** start **

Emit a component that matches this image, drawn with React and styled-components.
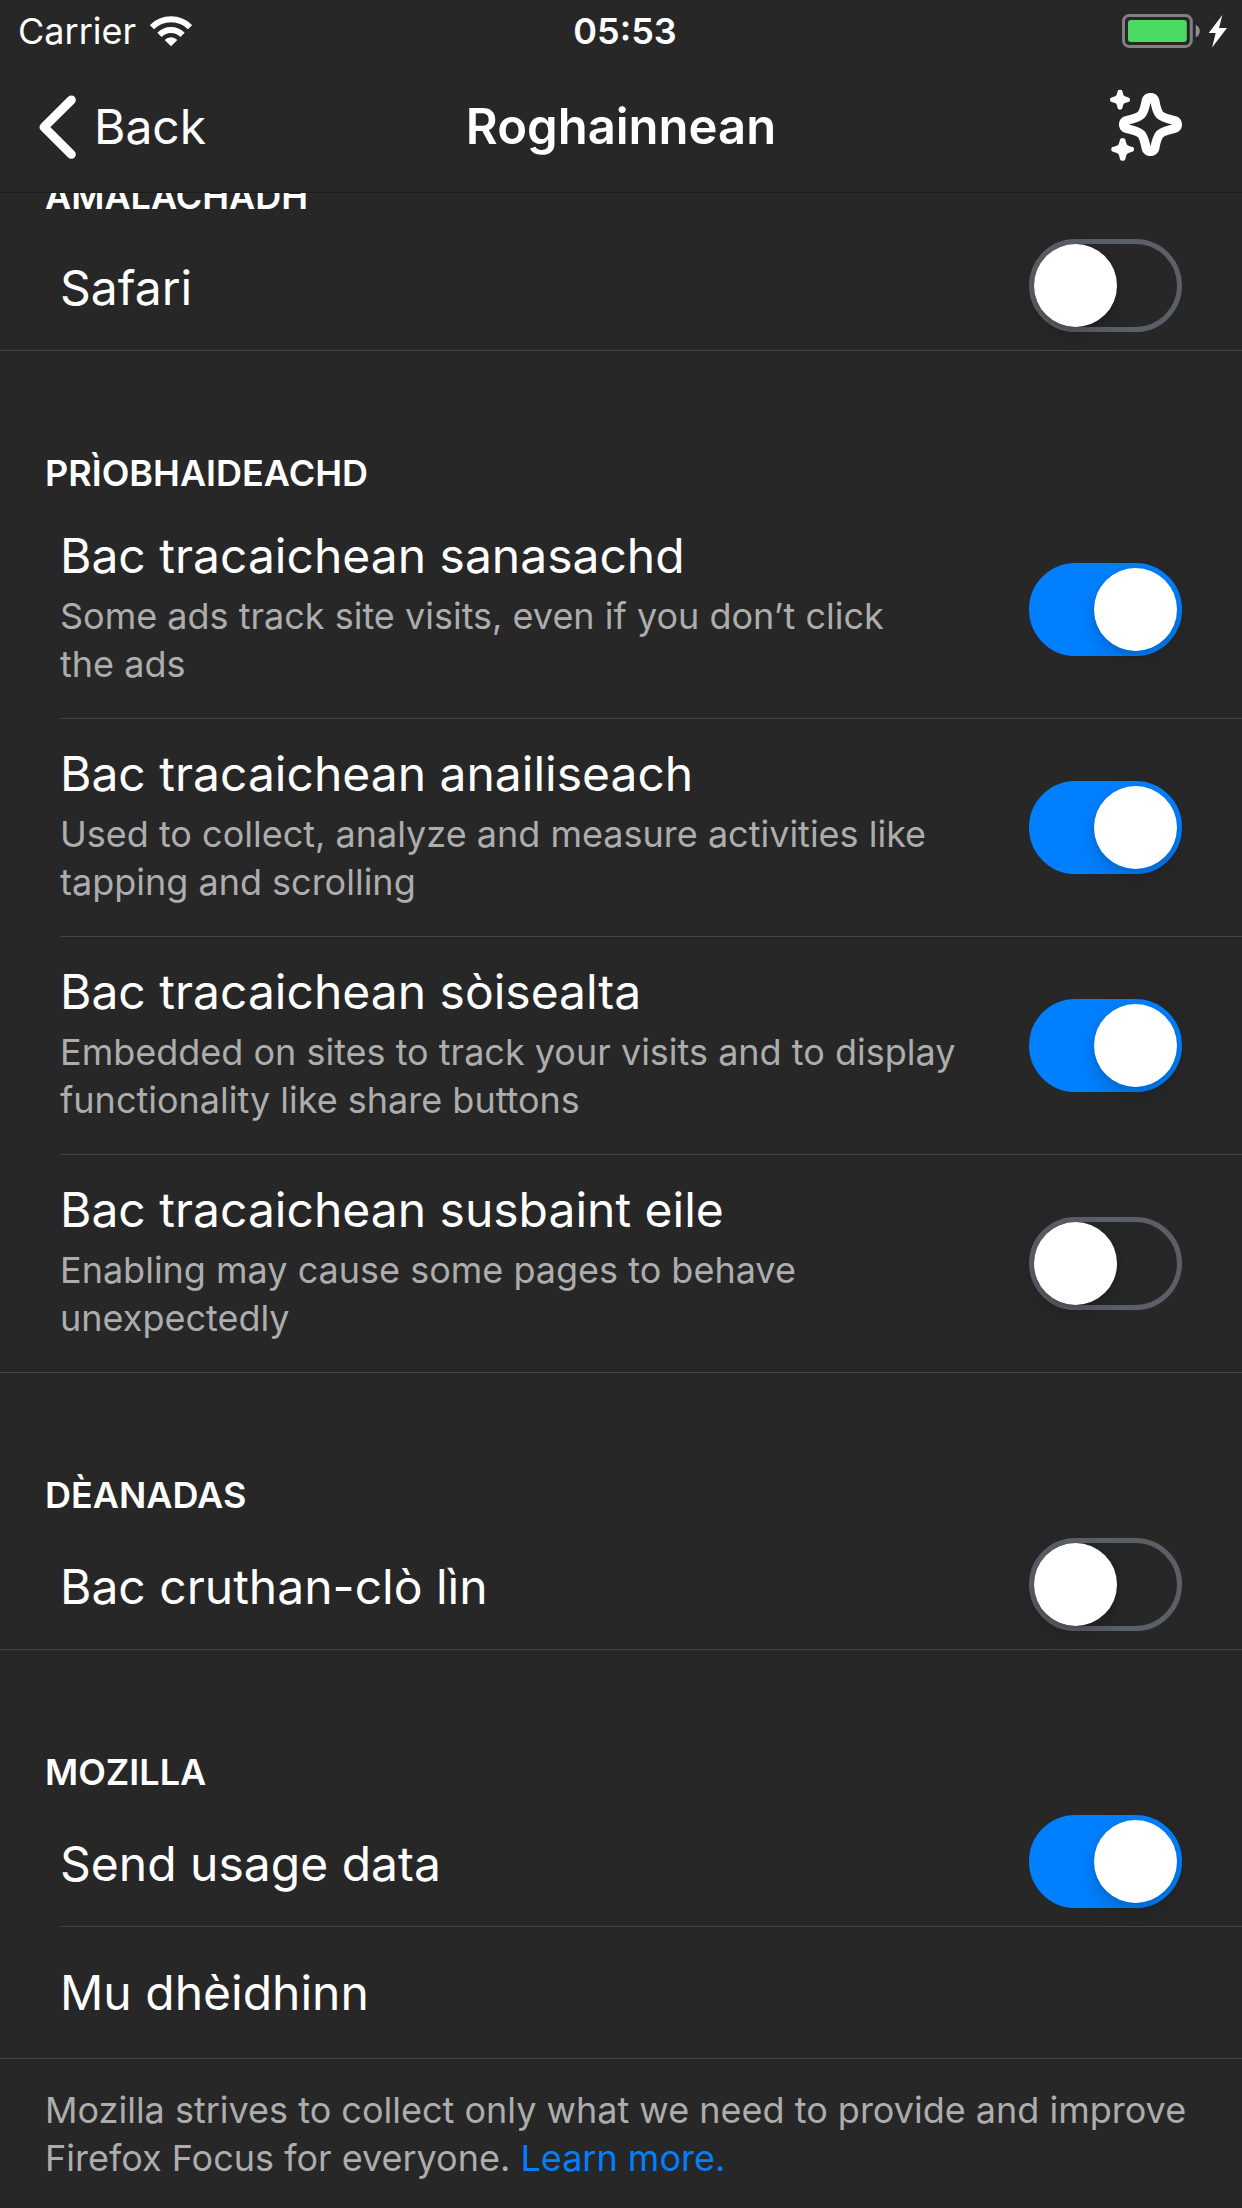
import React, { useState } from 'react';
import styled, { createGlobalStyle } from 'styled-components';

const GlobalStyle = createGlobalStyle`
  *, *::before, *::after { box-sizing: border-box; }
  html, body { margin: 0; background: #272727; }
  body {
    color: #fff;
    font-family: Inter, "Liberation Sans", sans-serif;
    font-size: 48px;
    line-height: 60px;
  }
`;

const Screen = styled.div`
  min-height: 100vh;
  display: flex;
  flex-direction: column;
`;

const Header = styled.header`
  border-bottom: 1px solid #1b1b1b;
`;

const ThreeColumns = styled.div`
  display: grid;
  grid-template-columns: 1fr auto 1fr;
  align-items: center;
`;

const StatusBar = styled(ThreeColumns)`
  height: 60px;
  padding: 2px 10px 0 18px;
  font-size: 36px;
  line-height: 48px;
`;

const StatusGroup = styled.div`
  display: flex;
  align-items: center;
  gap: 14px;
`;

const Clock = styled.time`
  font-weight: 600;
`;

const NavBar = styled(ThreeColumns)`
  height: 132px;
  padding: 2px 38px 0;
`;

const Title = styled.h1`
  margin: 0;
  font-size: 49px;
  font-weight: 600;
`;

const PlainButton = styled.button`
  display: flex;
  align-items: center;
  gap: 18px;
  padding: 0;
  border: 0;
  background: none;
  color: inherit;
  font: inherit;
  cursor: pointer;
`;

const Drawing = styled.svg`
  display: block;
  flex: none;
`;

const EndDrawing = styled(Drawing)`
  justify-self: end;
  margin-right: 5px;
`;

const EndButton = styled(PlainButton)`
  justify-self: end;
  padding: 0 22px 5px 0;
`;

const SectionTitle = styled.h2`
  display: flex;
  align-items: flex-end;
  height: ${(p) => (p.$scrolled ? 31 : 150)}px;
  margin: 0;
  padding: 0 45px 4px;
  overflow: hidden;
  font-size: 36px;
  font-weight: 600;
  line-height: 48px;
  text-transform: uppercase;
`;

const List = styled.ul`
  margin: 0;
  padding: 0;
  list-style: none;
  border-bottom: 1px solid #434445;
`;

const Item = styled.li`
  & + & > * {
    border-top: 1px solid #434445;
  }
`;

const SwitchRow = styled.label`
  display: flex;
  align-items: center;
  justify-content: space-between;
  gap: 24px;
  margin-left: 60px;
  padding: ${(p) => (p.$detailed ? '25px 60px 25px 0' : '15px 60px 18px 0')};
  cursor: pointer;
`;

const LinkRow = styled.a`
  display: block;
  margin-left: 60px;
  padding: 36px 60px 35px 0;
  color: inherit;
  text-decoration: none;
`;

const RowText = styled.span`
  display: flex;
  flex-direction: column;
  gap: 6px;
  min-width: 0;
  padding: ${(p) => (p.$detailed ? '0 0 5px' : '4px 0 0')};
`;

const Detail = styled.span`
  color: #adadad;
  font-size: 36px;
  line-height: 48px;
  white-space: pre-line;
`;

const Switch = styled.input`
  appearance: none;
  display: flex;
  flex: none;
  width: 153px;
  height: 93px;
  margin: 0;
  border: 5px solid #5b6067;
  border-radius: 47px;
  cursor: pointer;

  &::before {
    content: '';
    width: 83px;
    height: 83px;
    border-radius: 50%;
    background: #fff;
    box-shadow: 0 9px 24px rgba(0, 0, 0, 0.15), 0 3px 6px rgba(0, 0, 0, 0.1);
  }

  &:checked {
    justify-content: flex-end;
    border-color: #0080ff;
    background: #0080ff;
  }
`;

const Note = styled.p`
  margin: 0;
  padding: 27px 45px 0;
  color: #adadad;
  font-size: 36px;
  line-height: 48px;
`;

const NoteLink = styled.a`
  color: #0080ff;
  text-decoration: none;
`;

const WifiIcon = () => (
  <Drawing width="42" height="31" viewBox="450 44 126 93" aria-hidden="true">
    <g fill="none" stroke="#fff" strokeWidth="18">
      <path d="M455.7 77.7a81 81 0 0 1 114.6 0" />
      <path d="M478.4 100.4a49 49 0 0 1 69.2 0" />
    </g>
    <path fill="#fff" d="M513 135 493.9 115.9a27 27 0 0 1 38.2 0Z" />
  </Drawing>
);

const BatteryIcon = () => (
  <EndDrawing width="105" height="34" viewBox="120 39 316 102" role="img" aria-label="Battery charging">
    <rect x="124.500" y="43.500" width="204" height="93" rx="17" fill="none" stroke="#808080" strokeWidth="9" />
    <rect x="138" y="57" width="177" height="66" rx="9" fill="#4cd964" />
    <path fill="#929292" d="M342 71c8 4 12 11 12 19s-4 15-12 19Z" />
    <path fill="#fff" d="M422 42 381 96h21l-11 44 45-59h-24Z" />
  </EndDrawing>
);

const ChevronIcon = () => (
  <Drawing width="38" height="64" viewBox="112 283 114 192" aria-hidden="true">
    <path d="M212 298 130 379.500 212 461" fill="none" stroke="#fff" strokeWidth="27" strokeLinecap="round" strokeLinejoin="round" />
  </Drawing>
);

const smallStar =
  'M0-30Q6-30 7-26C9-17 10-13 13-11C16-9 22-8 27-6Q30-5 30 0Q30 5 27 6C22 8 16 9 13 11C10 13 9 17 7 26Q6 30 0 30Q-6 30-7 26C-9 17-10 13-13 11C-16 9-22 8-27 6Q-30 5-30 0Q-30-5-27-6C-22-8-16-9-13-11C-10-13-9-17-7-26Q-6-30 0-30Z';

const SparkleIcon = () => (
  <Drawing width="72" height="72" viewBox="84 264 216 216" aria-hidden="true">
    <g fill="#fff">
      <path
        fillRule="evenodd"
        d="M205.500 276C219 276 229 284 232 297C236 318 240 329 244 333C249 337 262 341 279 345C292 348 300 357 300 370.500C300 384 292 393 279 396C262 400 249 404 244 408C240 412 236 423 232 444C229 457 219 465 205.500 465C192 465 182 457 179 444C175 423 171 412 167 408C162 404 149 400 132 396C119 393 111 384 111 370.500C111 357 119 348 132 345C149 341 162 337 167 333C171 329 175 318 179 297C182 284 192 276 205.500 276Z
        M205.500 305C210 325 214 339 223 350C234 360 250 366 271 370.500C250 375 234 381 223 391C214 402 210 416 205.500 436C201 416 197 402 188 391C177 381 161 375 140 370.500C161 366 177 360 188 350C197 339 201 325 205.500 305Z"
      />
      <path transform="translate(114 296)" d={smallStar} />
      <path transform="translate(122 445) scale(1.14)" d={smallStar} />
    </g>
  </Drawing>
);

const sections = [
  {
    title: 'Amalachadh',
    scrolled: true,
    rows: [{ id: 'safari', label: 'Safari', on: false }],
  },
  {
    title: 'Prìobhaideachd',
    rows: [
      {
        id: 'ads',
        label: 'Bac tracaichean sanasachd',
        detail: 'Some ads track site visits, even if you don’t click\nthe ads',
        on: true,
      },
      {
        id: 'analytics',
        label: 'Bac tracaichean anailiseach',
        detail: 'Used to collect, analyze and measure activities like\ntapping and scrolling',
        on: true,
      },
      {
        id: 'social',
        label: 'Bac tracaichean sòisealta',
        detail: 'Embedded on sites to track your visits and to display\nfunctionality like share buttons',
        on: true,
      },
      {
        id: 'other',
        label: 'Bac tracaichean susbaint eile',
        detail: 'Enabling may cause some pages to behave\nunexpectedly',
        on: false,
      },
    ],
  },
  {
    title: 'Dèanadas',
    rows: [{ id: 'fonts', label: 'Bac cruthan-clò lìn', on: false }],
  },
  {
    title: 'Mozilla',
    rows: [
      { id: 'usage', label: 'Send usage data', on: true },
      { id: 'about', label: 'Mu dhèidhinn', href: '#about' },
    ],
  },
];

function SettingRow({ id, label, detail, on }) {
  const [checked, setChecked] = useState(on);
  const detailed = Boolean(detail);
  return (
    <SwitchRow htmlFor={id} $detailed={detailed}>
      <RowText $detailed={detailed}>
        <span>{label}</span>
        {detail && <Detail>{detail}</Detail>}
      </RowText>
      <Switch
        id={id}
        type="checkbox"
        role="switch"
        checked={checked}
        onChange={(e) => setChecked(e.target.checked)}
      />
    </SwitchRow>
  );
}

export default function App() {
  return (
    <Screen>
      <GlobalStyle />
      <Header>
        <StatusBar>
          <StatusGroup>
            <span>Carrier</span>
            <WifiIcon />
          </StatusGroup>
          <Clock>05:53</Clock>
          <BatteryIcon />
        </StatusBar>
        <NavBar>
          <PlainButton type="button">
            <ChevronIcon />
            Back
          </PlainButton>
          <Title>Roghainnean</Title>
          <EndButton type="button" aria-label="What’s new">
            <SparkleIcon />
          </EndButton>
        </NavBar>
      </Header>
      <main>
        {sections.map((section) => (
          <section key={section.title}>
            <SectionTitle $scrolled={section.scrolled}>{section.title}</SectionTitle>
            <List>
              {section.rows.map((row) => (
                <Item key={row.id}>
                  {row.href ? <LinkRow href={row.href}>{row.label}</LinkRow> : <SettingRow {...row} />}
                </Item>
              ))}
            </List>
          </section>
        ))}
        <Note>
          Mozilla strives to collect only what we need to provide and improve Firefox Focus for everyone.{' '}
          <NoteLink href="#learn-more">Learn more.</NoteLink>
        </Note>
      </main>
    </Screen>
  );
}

** end **

Find all lines with "components" in them and copy each one.

• **Solved problem**:
Emit a component that matches this image, drawn with React and styled-components.
import styled, { createGlobalStyle } from 'styled-components';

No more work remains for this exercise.